### [Problem to work on]
Select from the data all lines with the word "page".

%%

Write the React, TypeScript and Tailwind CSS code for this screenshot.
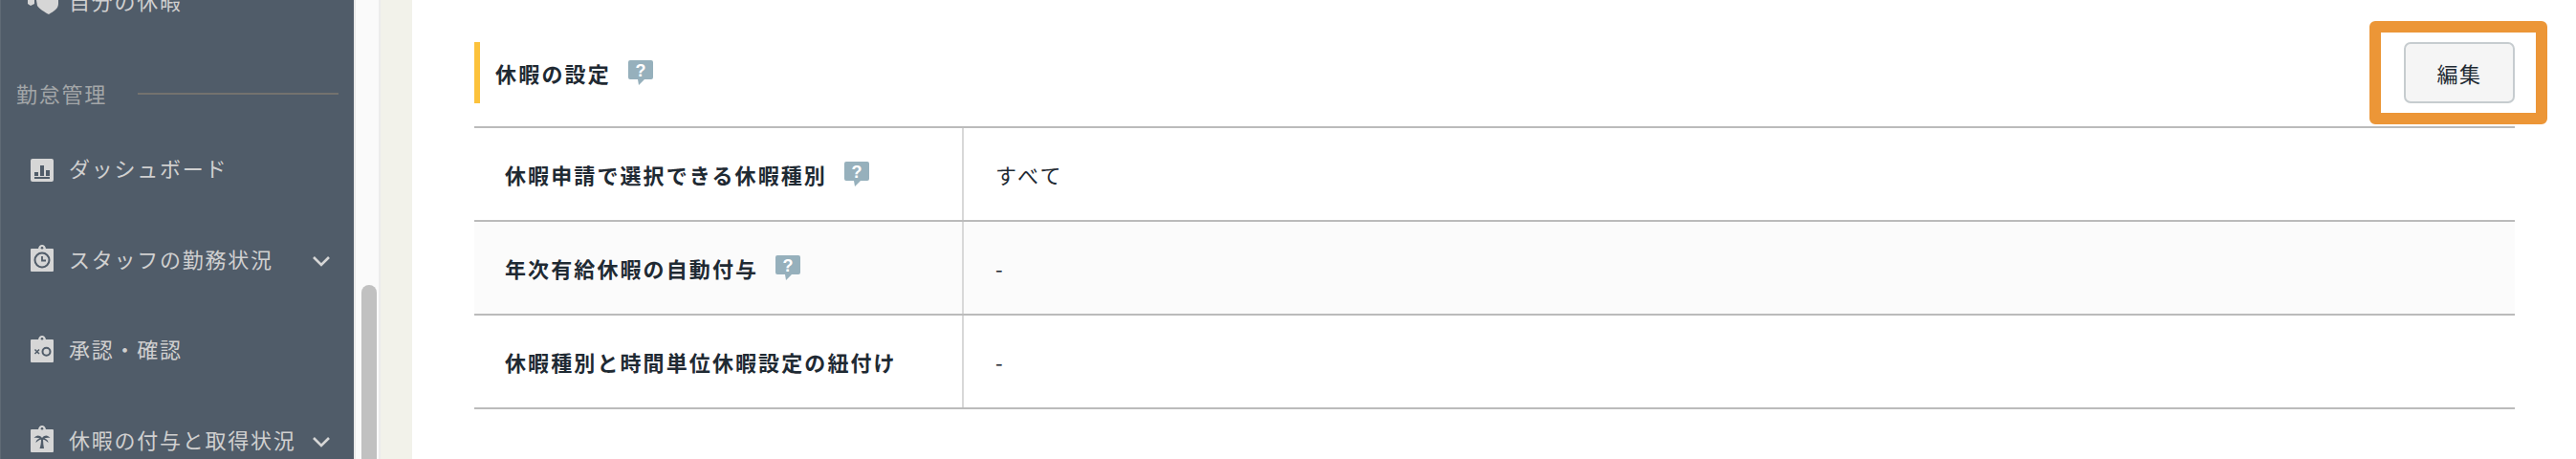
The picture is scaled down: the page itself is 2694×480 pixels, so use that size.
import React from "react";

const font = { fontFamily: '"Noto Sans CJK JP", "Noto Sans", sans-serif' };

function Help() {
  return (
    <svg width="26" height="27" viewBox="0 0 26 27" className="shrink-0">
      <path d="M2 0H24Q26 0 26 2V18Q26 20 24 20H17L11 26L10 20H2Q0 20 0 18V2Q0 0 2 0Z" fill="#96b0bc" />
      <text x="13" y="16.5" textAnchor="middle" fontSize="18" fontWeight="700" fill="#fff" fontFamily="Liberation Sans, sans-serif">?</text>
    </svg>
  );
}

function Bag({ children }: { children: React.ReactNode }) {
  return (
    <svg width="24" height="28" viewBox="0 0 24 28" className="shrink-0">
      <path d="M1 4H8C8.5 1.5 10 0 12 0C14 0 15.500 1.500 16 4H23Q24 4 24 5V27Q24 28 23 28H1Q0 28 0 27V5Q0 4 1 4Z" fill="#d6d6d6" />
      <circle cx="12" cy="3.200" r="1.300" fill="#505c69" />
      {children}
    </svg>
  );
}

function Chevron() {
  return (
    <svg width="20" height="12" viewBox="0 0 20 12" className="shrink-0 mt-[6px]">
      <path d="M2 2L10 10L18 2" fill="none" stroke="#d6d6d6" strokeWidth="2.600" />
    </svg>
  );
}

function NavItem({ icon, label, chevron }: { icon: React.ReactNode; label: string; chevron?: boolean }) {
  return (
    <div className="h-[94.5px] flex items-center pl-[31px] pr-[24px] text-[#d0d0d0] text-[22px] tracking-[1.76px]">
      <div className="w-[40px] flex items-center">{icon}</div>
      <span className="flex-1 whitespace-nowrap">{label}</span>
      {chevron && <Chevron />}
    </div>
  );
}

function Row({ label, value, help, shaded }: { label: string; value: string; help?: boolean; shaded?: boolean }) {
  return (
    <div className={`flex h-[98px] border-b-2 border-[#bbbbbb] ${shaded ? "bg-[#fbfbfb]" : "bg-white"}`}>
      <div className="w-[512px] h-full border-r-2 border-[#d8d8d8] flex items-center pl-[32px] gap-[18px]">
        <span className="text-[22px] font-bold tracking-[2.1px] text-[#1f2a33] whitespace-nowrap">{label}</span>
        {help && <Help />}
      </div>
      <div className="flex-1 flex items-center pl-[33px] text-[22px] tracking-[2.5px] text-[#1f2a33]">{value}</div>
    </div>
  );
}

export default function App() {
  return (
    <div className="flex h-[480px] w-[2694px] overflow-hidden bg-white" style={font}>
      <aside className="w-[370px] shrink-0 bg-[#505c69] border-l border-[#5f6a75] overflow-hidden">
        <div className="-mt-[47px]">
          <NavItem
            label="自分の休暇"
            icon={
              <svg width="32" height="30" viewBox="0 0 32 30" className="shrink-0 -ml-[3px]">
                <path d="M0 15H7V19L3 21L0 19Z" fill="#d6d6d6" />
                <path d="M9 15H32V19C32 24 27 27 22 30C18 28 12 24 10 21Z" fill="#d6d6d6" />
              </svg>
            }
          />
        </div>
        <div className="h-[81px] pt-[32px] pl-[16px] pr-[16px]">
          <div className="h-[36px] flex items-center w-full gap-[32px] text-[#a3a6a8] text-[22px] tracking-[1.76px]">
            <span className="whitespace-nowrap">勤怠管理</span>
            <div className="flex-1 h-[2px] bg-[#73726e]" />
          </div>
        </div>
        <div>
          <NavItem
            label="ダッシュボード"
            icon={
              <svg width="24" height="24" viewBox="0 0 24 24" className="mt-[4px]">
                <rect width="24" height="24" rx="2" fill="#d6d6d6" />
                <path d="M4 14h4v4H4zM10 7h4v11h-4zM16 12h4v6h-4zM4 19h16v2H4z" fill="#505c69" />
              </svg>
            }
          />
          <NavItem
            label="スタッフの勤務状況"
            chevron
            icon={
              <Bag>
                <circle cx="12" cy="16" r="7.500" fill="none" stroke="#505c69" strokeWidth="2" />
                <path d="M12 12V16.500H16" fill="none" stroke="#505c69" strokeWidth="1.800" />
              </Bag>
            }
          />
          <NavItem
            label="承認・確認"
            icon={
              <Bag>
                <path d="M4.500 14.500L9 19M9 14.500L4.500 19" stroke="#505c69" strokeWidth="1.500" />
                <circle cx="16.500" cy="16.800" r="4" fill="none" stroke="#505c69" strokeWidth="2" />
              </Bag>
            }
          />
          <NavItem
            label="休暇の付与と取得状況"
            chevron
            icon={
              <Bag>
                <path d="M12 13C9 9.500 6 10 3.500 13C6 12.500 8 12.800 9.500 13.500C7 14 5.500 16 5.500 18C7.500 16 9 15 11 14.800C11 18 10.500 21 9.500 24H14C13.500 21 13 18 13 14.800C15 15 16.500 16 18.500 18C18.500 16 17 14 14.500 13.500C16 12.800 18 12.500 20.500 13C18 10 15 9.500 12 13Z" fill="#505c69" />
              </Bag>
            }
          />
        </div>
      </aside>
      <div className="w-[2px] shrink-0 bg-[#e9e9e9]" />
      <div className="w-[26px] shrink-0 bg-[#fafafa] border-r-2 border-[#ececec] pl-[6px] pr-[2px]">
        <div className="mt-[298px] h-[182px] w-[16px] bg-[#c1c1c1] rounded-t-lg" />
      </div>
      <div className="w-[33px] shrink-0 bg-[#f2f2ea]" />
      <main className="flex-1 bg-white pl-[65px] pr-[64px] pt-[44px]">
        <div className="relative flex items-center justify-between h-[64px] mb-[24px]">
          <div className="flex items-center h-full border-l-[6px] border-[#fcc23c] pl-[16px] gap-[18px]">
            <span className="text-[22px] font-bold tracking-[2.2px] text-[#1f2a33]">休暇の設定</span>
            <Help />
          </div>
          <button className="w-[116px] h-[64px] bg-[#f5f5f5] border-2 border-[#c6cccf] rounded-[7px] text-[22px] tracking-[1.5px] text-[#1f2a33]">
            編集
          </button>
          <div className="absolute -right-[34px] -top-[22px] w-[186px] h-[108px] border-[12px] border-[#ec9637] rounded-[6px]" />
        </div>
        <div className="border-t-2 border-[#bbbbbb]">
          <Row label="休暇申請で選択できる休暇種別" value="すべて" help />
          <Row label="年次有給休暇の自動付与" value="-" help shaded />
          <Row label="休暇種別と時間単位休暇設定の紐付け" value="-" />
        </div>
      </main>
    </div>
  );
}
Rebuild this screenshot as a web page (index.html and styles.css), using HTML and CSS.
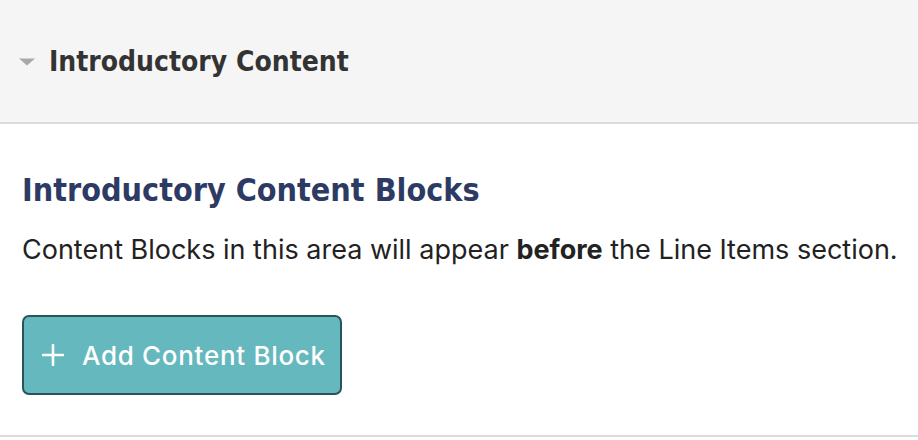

%%

### [Result of this exercise]
The picture is scaled down: the page itself is 2694×480 pixels, so use that size.
Rebuild this screenshot as a web page (index.html and styles.css), using HTML and CSS.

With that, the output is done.